Moonlight ★★★★½


the placement of the camera when Juan is teaching Chiron how to swim and how it's placed on the water slightly overlooking them as if a fish is viewing them. something about it is comforting and let's the audience know he's never going to drown or end up below the water in that instance. the camera floats and Chiron floats with it.

the boys surround Chiron. the camera twirls around their faces. he knows who each them are but they all become just one ongoing blur of people who don't understand him. faces that will be replaced throughout the years with others taking their places.

a conversation at the table. the camera is focused on Chiron as he finally asks what he's been wanting to ask for some time. Juan is on the left of the frame with a side view of his face with the occasional cut to the front of his face as he tries to find his words. behind Chiron is a beautiful Miami day. it's a deeply empathetic conversation and the camera allows all three of the characters in the scene to contemplate and process. i think it's the last time we see Juan.

becoming comfortable around Kevin.

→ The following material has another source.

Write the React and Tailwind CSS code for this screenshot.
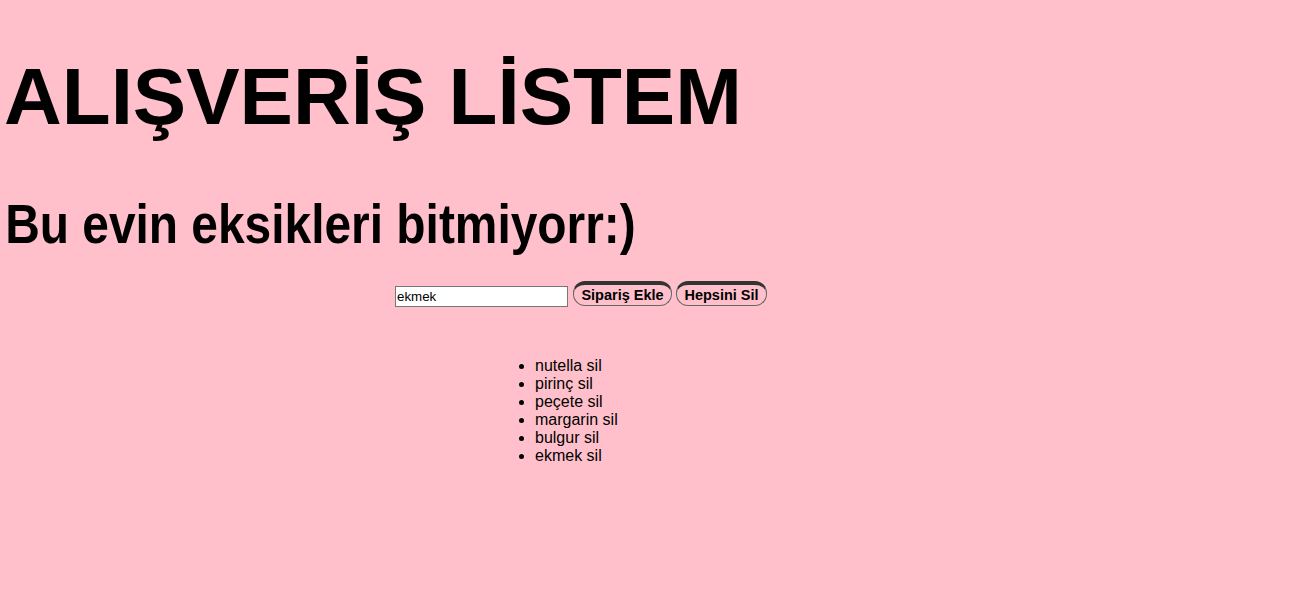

Kevin is the only peer to ever touch when the boys are playing in the field in the first act. he puts his arms around him. whenever they interact it seems like they're the only two people in the world despite being close to a dozen other kids. or despite being in high school. or despite being in miami.

meeting Kevin as an adult. the camera sizes up Kevin over the course of their encounter. we see him walk around, we see him interact with costumers, we see him cook. he's a confident cook but the way the scene plays out you see he's nervous. back in Kevin's place, we watch him go about his own home and it builds up to Chiron being able to say what he's been wanting to say. the movie ends on this yellow/bronze palette. the gold chain on Chiron shines in the palette.